Operant Conditioning

  • B.F. Skinner is considered as the most influential psychologist advocating the role of operant conditioning in learning.
  • He developed an experimental chamber (called Skinner Box) to study learning process in rats.
  • The chamber included a lever attached to the front wall. Pressing the lever is the response to be learned. The hungry rat is placed in the chamber and it starts doing random activity in it. After some time, the rat accidentally presses the lever and a pellet of food drops automatically in the plate and the rat eats it. After eating the pallet the rat again starts activity in the chamber. After some activity it again presses the lever and gets pellet (a reward). Gradually the random activity changes to more specific activity around the lever. Finally, the rat learns that pressing the lever results in dropping of the food, a satisfying outcome. In other words the pressing of lever by the rat is instrumental in providing food (reinforcement). The response (pressing the lever) is reinforced and the behaviour is acquired or learned.

Observational Learning

  • Observational learning is also a fundamental way to  learn.  Acquiring new skills by observing the behaviour of others is very common.
  • Bandura and his colleagues in a series of experimental studies investigated observational learning in detail.
  • Earlier this form of learning was called imitation.  In many situations individuals do not know how to behave. They observe others and emulate their behaviour. This form of learning is now also called as modeling

Cognitive Learning

Cognitive theorist state that learning cannot be satisfactorily explained in term of stimulus-response (S-R) association. This form of learning shows up in insight learning and latent learning.

Insight Learning:

  • Kohler, a German psychologist, on the basis of his experiments on chimpanzees, emphasized that while working on a problem one grasp the inner relationships through insight.
  • In his typical experiment, a chimpanzee in the cage with bars was given 2 unequal size of sticks and the fruit was kept outside the bars, which could not be reached by one stick alone. After several trials the animal all of a sudden joined the 2 sticks together to make it a single long stick and with that could reach the fruit. Insight Learning is often observed in problem solving puzzles and riddles.

Latent Learning:

  • Latent learning refers to any learning that is not evidenced by behaviour at the time of the learning.
  • Tolman made an early contribution to the concept of latent learning.
  • One can get ample examples of latent learning from own experiences, when one does not consciously put an effort to learn, but later he/she can perform that particular skill or responses.

Verbal Learning:

  • Verbal learning is different from conditioning and is limited to human beings.
  • Human beings can acquire knowledge about objects, events, and their features largely in terms of words.

Concept Learning:

  • One of the many things human beings do is to organise the objects, events, animals, etc., into categories so that within the category, objects are treated as equivalent even though they are different in their features. Such categorisations involve concept learning.

Styles of Learning

Individuals show preference for different learning conditions. These are called learning styles, or learning preferences. The learning style theories recognise that individuals learn in different ways and that each individual has a unique style of learning.

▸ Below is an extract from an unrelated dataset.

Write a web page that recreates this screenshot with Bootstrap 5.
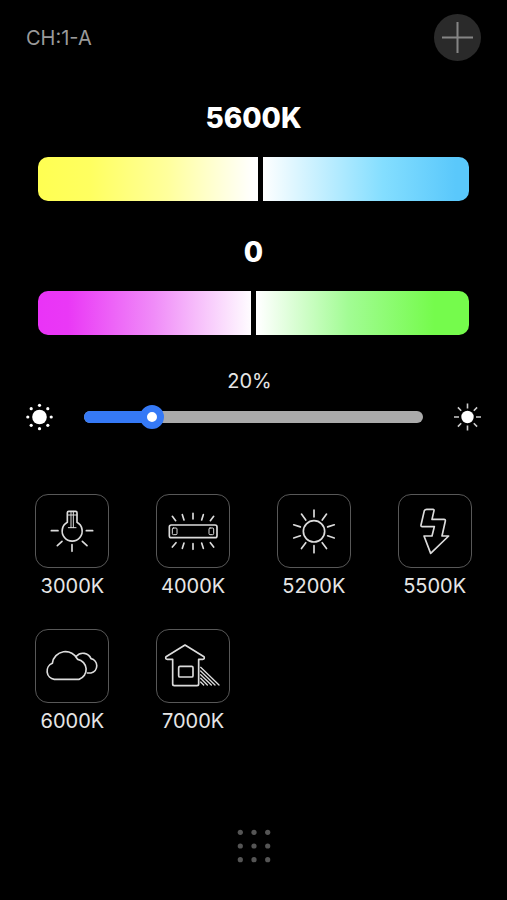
<!DOCTYPE html>
<html lang="en" data-bs-theme="dark">
<head>
<meta charset="utf-8">
<meta name="viewport" content="width=device-width, initial-scale=1">
<title>Light control</title>
<link href="https://cdn.jsdelivr.net/npm/bootstrap@5.3.0/dist/css/bootstrap.min.css" rel="stylesheet">
<style>
  body { background: #000; color: #e6e6e6; font-family: Inter, "Liberation Sans", sans-serif; font-size: 20px; line-height: 24px; }
  .topbar { padding: 14px 26px 0; }
  .channel { color: #9a9a9a; }
  .add-btn { width: 47px; height: 47px; background: #2a2a2a; color: #858585; }
  .panel { padding: 41px 38px 0; }
  .value { font-size: 28px; line-height: 32px; font-weight: 800; color: #fff; }
  .tint-block { margin-top: 35px; }
  input[type=range] { -webkit-appearance: none; appearance: none; display: block; width: 100%; margin: 0; background: none; }
  .spectrum { height: 44px; margin-top: 23px !important; border-radius: 10px; overflow: hidden; }
  .spectrum-temp { background: linear-gradient(90deg, #ffff52 0%, #ffff60 12%, #ffff9c 30%, #fff 50%, #fff 52%, #84deff 80%, #5ac8fb 97%) !important; }
  .spectrum-tint { background: linear-gradient(90deg, #ea33f7 0%, #ea38f6 7%, #f08cf8 27%, #fff 50%, #fff 51%, #a2fc94 72%, #75fb4c 92%) !important; }
  .spectrum::-webkit-slider-runnable-track { height: 44px; }
  .spectrum::-webkit-slider-thumb { -webkit-appearance: none; width: 5px; height: 44px; background: #000; }
  .dimmer { padding: 34px 24px 0; }
  .dimmer-row { margin-top: 9px; gap: 17px; }
  .slider { display: grid; align-items: center; }
  .slider > * { grid-area: 1 / 1; }
  .slider .progress { height: 12px; margin: 0 12px; border-radius: 6px; background: #ababab; }
  .slider .progress-bar { background: #3579f6; }
  .slider input { height: 24px; }
  .slider input::-webkit-slider-thumb { -webkit-appearance: none; width: 24px; height: 24px; border: 7px solid #3579f6; border-radius: 50%; background: #fff; }
  .presets { padding: 62px 12px 0; row-gap: 31px; }
  .preset { color: #e6e6e6; gap: 6px; font-size: 20px; line-height: 24px; }
  .tile { width: 74px; height: 74px; border: 1px solid #585858; border-radius: 13px; }
  .tile svg { width: 100%; height: 100%; fill: none; stroke: #dcdcdc; stroke-width: 5; stroke-linecap: round; stroke-linejoin: round; }
  .dots { padding-bottom: 37px; color: #555; }
</style>
<script src="https://cdn.jsdelivr.net/npm/bootstrap@5.3.0/dist/js/bootstrap.bundle.min.js"></script>
</head>
<body>
<div class="d-flex flex-column min-vh-100">
  <header class="topbar d-flex justify-content-between align-items-center">
    <span class="channel">CH:1-A</span>
    <button type="button" class="add-btn btn p-0 border-0 rounded-circle d-flex align-items-center justify-content-center" aria-label="Add">
      <svg width="31" height="31" viewBox="0 0 31 31" fill="none" stroke="currentColor" stroke-width="2" aria-hidden="true"><path d="M15.500 0V31M0 15.500H31"/></svg>
    </button>
  </header>

  <main>
    <section class="panel text-center">
      <label class="value d-block" for="temp">5600K</label>
      <input class="spectrum spectrum-temp" type="range" id="temp" min="2500" max="8500" step="100" value="5600">
      <label class="value tint-block d-block" for="tint">0</label>
      <input class="spectrum spectrum-tint" type="range" id="tint" min="-50" max="50" value="0">
    </section>

    <section class="dimmer">
      <label class="d-block text-center pe-2" for="level">20%</label>
      <div class="dimmer-row d-flex align-items-center">
        <svg class="flex-shrink-0" width="31" height="30" viewBox="-15.500 -15 31 30" fill="#fff" aria-hidden="true">
          <circle r="7.300"/>
          <circle cx="0" cy="-11.700" r="1.600"/><circle cx="0" cy="11.700" r="1.600"/><circle cx="-11.700" cy="0" r="1.600"/><circle cx="11.700" cy="0" r="1.600"/>
          <circle cx="-8.300" cy="-8.300" r="1.600"/><circle cx="8.300" cy="-8.300" r="1.600"/><circle cx="-8.300" cy="8.300" r="1.600"/><circle cx="8.300" cy="8.300" r="1.600"/>
        </svg>
        <div class="slider flex-grow-1">
          <div class="progress"><div class="progress-bar" style="width:20%"></div></div>
          <input type="range" id="level" min="0" max="100" value="20">
        </div>
        <svg class="flex-shrink-0" width="31" height="30" viewBox="-15.500 -15 31 30" aria-hidden="true">
          <circle r="6.200" fill="#fff"/>
          <path d="M0-8.500V-13.500M0 8.500V13.500M-8.500 0H-13.500M8.500 0H13.500M-6.300-6.300L-9.600-9.600M6.300-6.300L9.600-9.600M-6.300 6.300L-9.600 9.600M6.300 6.300L9.600 9.600" stroke="#ccc" stroke-width="1.600"/>
        </svg>
      </div>
    </section>

    <section class="presets row row-cols-4 g-0">
      <div class="col"><button type="button" class="preset btn p-0 border-0 d-flex flex-column align-items-center w-100">
        <span class="tile"><svg class="d-block" viewBox="3 3 216 216" aria-hidden="true"><path d="M97 85V56q0-4 4-4H122q4 0 4 4V85A30 30 0 1 1 97 85z"/><path stroke-width="3" d="M98 63H126M108 52V101M115 52V101M100 101H123"/><path d="M49 110H69M154 110H173M81 142L67 155M142 142L156 155M111 152V172"/></svg></span>
        <span>3000K</span></button></div>
      <div class="col"><button type="button" class="preset btn p-0 border-0 d-flex flex-column align-items-center w-100">
        <span class="tile"><svg class="d-block" viewBox="3 3 216 216" aria-hidden="true"><rect x="40" y="93" width="143" height="38" rx="6"/><rect x="49" y="102" width="14" height="20" rx="3" stroke-width="3"/><rect x="159" y="102" width="14" height="20" rx="3" stroke-width="3"/><path d="M49 67L59 80M79 62L84 78M111 58V75M142 62L137 78M173 67L163 80M60 146L49 159M84 147L79 163M111 149V166M137 147L142 163M163 146L173 159"/></svg></span>
        <span>4000K</span></button></div>
      <div class="col"><button type="button" class="preset btn p-0 border-0 d-flex flex-column align-items-center w-100">
        <span class="tile"><svg class="d-block" viewBox="3 3 216 216" aria-hidden="true"><circle cx="111" cy="112" r="32"/><path d="M111 48V69M111 155V176M135.700 78L148.600 60.200M151.900 98.700L171.900 92.200M151.900 125.300L171.900 131.800M135.700 146L148.600 163.800M86.300 146L73.400 163.800M70.100 125.300L50.100 131.800M70.100 98.700L50.100 92.200M86.300 78L73.400 60.200"/></svg></span>
        <span>5200K</span></button></div>
      <div class="col"><button type="button" class="preset btn p-0 border-0 d-flex flex-column align-items-center w-100">
        <span class="tile"><svg class="d-block" viewBox="3 3 216 216" aria-hidden="true"><path d="M86 46H105q4 0 3 4L102 76H138q5 0 4 5L132 126H152L98 178L78 126H102L109 98H73q-5 0-4-5L79 50q2-4 7-4z"/></svg></span>
        <span>5500K</span></button></div>
      <div class="col"><button type="button" class="preset btn p-0 border-0 d-flex flex-column align-items-center w-100">
        <span class="tile"><svg class="d-block" viewBox="3 3 216 216" aria-hidden="true"><path d="M58 151A25 25 0 0 1 52 103A40 40 0 0 1 128 91A31 31 0 0 1 132 151z"/><path d="M124 82A26 26 0 0 1 168 89A22 22 0 0 1 168 132H157"/></svg></span>
        <span>6000K</span></button></div>
      <div class="col"><button type="button" class="preset btn p-0 border-0 d-flex flex-column align-items-center w-100">
        <span class="tile"><svg class="d-block" viewBox="3 3 216 216" aria-hidden="true"><path d="M87 48L144 83q3 8-4 8H128V165q0 5-5 5H55q-5 0-5-5V91H34q-7 0-4-8z"/><rect x="68" y="112" width="43" height="32" rx="4"/><path stroke-width="4" d="M134 115L189 168M134 126L177 168M134 137L166 168M134 148L154 168M134 159L143 168"/></svg></span>
        <span>7000K</span></button></div>
    </section>
  </main>

  <footer class="dots mt-auto d-flex justify-content-center">
    <svg width="34" height="34" viewBox="-17 -17 34 34" fill="currentColor" role="img" aria-label="Menu">
      <circle cx="-13.700" cy="-13.700" r="2.600"/><circle cx="0" cy="-13.700" r="2.600"/><circle cx="13.700" cy="-13.700" r="2.600"/>
      <circle cx="-13.700" cy="0" r="2.600"/><circle cx="0" cy="0" r="2.600"/><circle cx="13.700" cy="0" r="2.600"/>
      <circle cx="-13.700" cy="13.700" r="2.600"/><circle cx="0" cy="13.700" r="2.600"/><circle cx="13.700" cy="13.700" r="2.600"/>
    </svg>
  </footer>
</div>
</body>
</html>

  1. Some persons take a ‘deep processing approach‘, seeking the underlying concepts and meanings of what they are attempting to learn. Others take a surface – processing approach, focusing on memorization rather than analysis and understanding.
  2. VARK: The acronym VARK stands for Visual, Aural, Read/write, and Kinesthetic sensory modalities that are used for learning information. Fleming and Mills (1992). It categorizes above 4 learning styles.
    • Visual –  Visual learners prefer the use of images, maps, and graphic organizers to access and understand new information.
    • Auditory – Auditory learners best understand new content through listening and speaking in situations such as lectures and group discussions. Aural learners use repetition as a study technique and benefit from the use of mnemonic devices.
    • Read & Write – Students with a strong reading/writing preference learn best through words. These students may present themselves as copious note takers or avid readers, and are able to translate abstract concepts into words and essays.
    • Kinesthetic  – Students who are kinesthetic learners best understand information through tactile representations of information. These students are hands-on learners and learn best through figureing things out by hand i.e. understanding how a clock works by putting one together.)